• [Data]:
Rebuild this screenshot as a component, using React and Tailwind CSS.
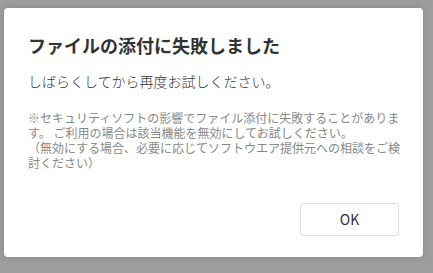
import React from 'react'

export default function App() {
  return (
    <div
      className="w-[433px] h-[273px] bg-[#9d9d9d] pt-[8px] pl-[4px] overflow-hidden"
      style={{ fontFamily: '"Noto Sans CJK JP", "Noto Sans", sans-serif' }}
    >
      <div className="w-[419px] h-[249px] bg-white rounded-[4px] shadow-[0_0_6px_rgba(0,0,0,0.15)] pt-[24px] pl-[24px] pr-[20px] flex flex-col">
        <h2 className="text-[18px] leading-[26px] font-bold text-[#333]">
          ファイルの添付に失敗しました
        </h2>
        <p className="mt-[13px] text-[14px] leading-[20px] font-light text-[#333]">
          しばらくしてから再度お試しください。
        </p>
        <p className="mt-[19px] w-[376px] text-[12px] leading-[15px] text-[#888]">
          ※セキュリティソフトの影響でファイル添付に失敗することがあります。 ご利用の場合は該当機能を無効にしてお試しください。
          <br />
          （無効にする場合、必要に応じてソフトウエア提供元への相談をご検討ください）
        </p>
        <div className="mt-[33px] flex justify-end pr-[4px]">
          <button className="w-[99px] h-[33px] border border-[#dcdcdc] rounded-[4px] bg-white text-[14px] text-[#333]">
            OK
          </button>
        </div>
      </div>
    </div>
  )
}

• [Goal of the exercise]: Search the data above for the word "React", then gather each line in which it appears.

• [Finished answer]:
Rebuild this screenshot as a component, using React and Tailwind CSS.
import React from 'react'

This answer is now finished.